Given exercise:
Exclude the pictures and return every line exactly as written.

Provided material:

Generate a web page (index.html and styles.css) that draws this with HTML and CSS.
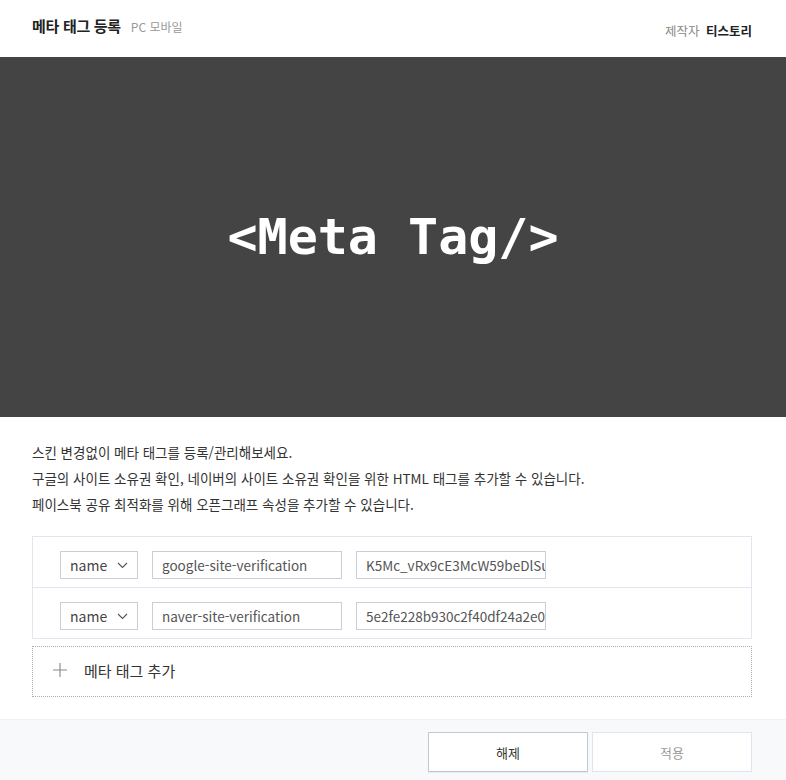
FILE: index.html
```html
<!DOCTYPE html>
<html lang="ko">
<head>
  <meta charset="UTF-8">
  <title>메타 태그 등록</title>
  <link rel="stylesheet" href="styles.css">
</head>
<body>
  <div class="header">
    <div class="title">
      <h1>메타 태그 등록</h1>
      <span class="platform">PC 모바일</span>
    </div>
    <div class="maker">
      <span class="maker-label">제작자</span>
      <span class="maker-name">티스토리</span>
    </div>
  </div>

  <div class="banner">&lt;Meta Tag/&gt;</div>

  <div class="content">
    <p class="desc">
      스킨 변경없이 메타 태그를 등록/관리해보세요.<br>
      구글의 사이트 소유권 확인, 네이버의 사이트 소유권 확인을 위한 HTML 태그를 추가할 수 있습니다.<br>
      페이스북 공유 최적화를 위해 오픈그래프 속성을 추가할 수 있습니다.
    </p>

    <div class="tag-list">
      <div class="tag-row">
        <div class="select">name
          <svg width="11" height="7" viewBox="0 0 11 7"><path d="M1 1l4.5 4.5L10 1" fill="none" stroke="#555" stroke-width="1.1"/></svg>
        </div>
        <div class="field"><span>google-site-verification</span></div>
        <div class="field"><span>K5Mc_vRx9cE3McW59beDlSu</span></div>
      </div>
      <div class="tag-row">
        <div class="select">name
          <svg width="11" height="7" viewBox="0 0 11 7"><path d="M1 1l4.5 4.5L10 1" fill="none" stroke="#555" stroke-width="1.1"/></svg>
        </div>
        <div class="field"><span>naver-site-verification</span></div>
        <div class="field"><span>5e2fe228b930c2f40df24a2e0</span></div>
      </div>
    </div>

    <div class="add-tag">
      <svg width="14" height="14" viewBox="0 0 14 14"><path d="M7 0v14M0 7h14" stroke="#888" stroke-width="1.1"/></svg>
      <span>메타 태그 추가</span>
    </div>
  </div>

  <div class="footer">
    <button class="btn btn-reset">해제</button>
    <button class="btn btn-apply">적용</button>
  </div>
</body>
</html>
```

FILE: styles.css
```css
body {
  margin: 0;
  font-family: "Noto Sans CJK KR", "Noto Sans", sans-serif;
  color: #333;
  background: #fff;
  width: 786px;
  height: 780px;
  overflow: hidden;
}
.header {
  height: 57px;
  display: flex;
  align-items: center;
  justify-content: space-between;
  padding: 0 34px 0 32px;
}
.title {
  display: flex;
  align-items: baseline;
  gap: 10px;
  margin-top: -6px;
}
h1 {
  margin: 0;
  font-size: 15px;
  font-weight: 700;
  color: #222;
  letter-spacing: -0.3px;
}
.platform {
  font-size: 12px;
  color: #999;
}
.maker {
  font-size: 12.5px;
  margin-top: 3px;
}
.maker-label {
  color: #888;
  margin-right: 3px;
}
.maker-name {
  color: #222;
  font-weight: 700;
}
.banner {
  height: 360px;
  background-color: #444;
  color: #fff;
  display: flex;
  align-items: center;
  justify-content: center;
  font-family: "DejaVu Sans Mono", monospace;
  font-weight: 700;
  font-size: 50px;
}
.content {
  padding: 22px 34px 22px 32px;
}
.desc {
  margin: 0 0 19px;
  font-size: 13.5px;
  line-height: 26px;
  color: #333;
}
.tag-list {
  border: 1px solid #e3e5ee;
}
.tag-row {
  height: 50px;
  box-sizing: border-box;
  display: flex;
  align-items: flex-start;
  gap: 14px;
  padding: 14px 0 0 27px;
}
.tag-row + .tag-row {
  height: 51px;
  border-top: 1px solid #e3e5ee;
}
.select, .field {
  height: 28px;
  box-sizing: border-box;
  border: 1px solid #c9ced8;
  font-size: 14px;
  display: flex;
  align-items: center;
  white-space: nowrap;
  overflow: hidden;
}
.select {
  width: 78px;
  padding: 0 9px;
  justify-content: space-between;
  color: #444;
}
.field {
  width: 190px;
  padding-left: 9px;
  font-size: 13.5px;
  color: #555;
}
.add-tag {
  margin-top: 7px;
  height: 51px;
  box-sizing: border-box;
  border: 1px dotted #a9acb5;
  display: flex;
  align-items: center;
  gap: 17px;
  padding: 0 0 3px 20px;
  font-size: 15px;
  color: #333;
}
.footer {
  height: 62px;
  background: #f8f9fb;
  border-top: 1px solid #eff1f5;
  box-sizing: border-box;
  display: flex;
  justify-content: flex-end;
  align-items: flex-start;
  gap: 4px;
  padding: 12px 34px 0 0;
}
.btn {
  width: 160px;
  height: 40px;
  background: #fff;
  font-family: inherit;
  font-size: 13px;
  cursor: pointer;
}
.btn-reset {
  border: 1px solid #c3c9d4;
  color: #333;
  box-shadow: 0 1px 1px rgba(0, 0, 0, 0.06);
}
.btn-apply {
  border: 1px solid #e1e4ec;
  color: #999;
}
```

Task answer:
Generate a web page (index.html and styles.css) that draws this with HTML and CSS.
FILE: index.html
```html
<!DOCTYPE html>
<html lang="ko">
<head>
  <meta charset="UTF-8">
  <title>메타 태그 등록</title>
  <link rel="stylesheet" href="styles.css">
</head>
<body>
  <div class="header">
    <div class="title">
      <h1>메타 태그 등록</h1>
      <span class="platform">PC 모바일</span>
    </div>
    <div class="maker">
      <span class="maker-label">제작자</span>
      <span class="maker-name">티스토리</span>
    </div>
  </div>

  <div class="banner">&lt;Meta Tag/&gt;</div>

  <div class="content">
    <p class="desc">
      스킨 변경없이 메타 태그를 등록/관리해보세요.<br>
      구글의 사이트 소유권 확인, 네이버의 사이트 소유권 확인을 위한 HTML 태그를 추가할 수 있습니다.<br>
      페이스북 공유 최적화를 위해 오픈그래프 속성을 추가할 수 있습니다.
    </p>

    <div class="tag-list">
      <div class="tag-row">
        <div class="select">name
          <svg width="11" height="7" viewBox="0 0 11 7"><path d="M1 1l4.5 4.5L10 1" fill="none" stroke="#555" stroke-width="1.1"/></svg>
        </div>
        <div class="field"><span>google-site-verification</span></div>
        <div class="field"><span>K5Mc_vRx9cE3McW59beDlSu</span></div>
      </div>
      <div class="tag-row">
        <div class="select">name
          <svg width="11" height="7" viewBox="0 0 11 7"><path d="M1 1l4.5 4.5L10 1" fill="none" stroke="#555" stroke-width="1.1"/></svg>
        </div>
        <div class="field"><span>naver-site-verification</span></div>
        <div class="field"><span>5e2fe228b930c2f40df24a2e0</span></div>
      </div>
    </div>

    <div class="add-tag">
      <svg width="14" height="14" viewBox="0 0 14 14"><path d="M7 0v14M0 7h14" stroke="#888" stroke-width="1.1"/></svg>
      <span>메타 태그 추가</span>
    </div>
  </div>

  <div class="footer">
    <button class="btn btn-reset">해제</button>
    <button class="btn btn-apply">적용</button>
  </div>
</body>
</html>
```

FILE: styles.css
```css
body {
  margin: 0;
  font-family: "Noto Sans CJK KR", "Noto Sans", sans-serif;
  color: #333;
  background: #fff;
  width: 786px;
  height: 780px;
  overflow: hidden;
}
.header {
  height: 57px;
  display: flex;
  align-items: center;
  justify-content: space-between;
  padding: 0 34px 0 32px;
}
.title {
  display: flex;
  align-items: baseline;
  gap: 10px;
  margin-top: -6px;
}
h1 {
  margin: 0;
  font-size: 15px;
  font-weight: 700;
  color: #222;
  letter-spacing: -0.3px;
}
.platform {
  font-size: 12px;
  color: #999;
}
.maker {
  font-size: 12.5px;
  margin-top: 3px;
}
.maker-label {
  color: #888;
  margin-right: 3px;
}
.maker-name {
  color: #222;
  font-weight: 700;
}
.banner {
  height: 360px;
  background-color: #444;
  color: #fff;
  display: flex;
  align-items: center;
  justify-content: center;
  font-family: "DejaVu Sans Mono", monospace;
  font-weight: 700;
  font-size: 50px;
}
.content {
  padding: 22px 34px 22px 32px;
}
.desc {
  margin: 0 0 19px;
  font-size: 13.5px;
  line-height: 26px;
  color: #333;
}
.tag-list {
  border: 1px solid #e3e5ee;
}
.tag-row {
  height: 50px;
  box-sizing: border-box;
  display: flex;
  align-items: flex-start;
  gap: 14px;
  padding: 14px 0 0 27px;
}
.tag-row + .tag-row {
  height: 51px;
  border-top: 1px solid #e3e5ee;
}
.select, .field {
  height: 28px;
  box-sizing: border-box;
  border: 1px solid #c9ced8;
  font-size: 14px;
  display: flex;
  align-items: center;
  white-space: nowrap;
  overflow: hidden;
}
.select {
  width: 78px;
  padding: 0 9px;
  justify-content: space-between;
  color: #444;
}
.field {
  width: 190px;
  padding-left: 9px;
  font-size: 13.5px;
  color: #555;
}
.add-tag {
  margin-top: 7px;
  height: 51px;
  box-sizing: border-box;
  border: 1px dotted #a9acb5;
  display: flex;
  align-items: center;
  gap: 17px;
  padding: 0 0 3px 20px;
  font-size: 15px;
  color: #333;
}
.footer {
  height: 62px;
  background: #f8f9fb;
  border-top: 1px solid #eff1f5;
  box-sizing: border-box;
  display: flex;
  justify-content: flex-end;
  align-items: flex-start;
  gap: 4px;
  padding: 12px 34px 0 0;
}
.btn {
  width: 160px;
  height: 40px;
  background: #fff;
  font-family: inherit;
  font-size: 13px;
  cursor: pointer;
}
.btn-reset {
  border: 1px solid #c3c9d4;
  color: #333;
  box-shadow: 0 1px 1px rgba(0, 0, 0, 0.06);
}
.btn-apply {
  border: 1px solid #e1e4ec;
  color: #999;
}
```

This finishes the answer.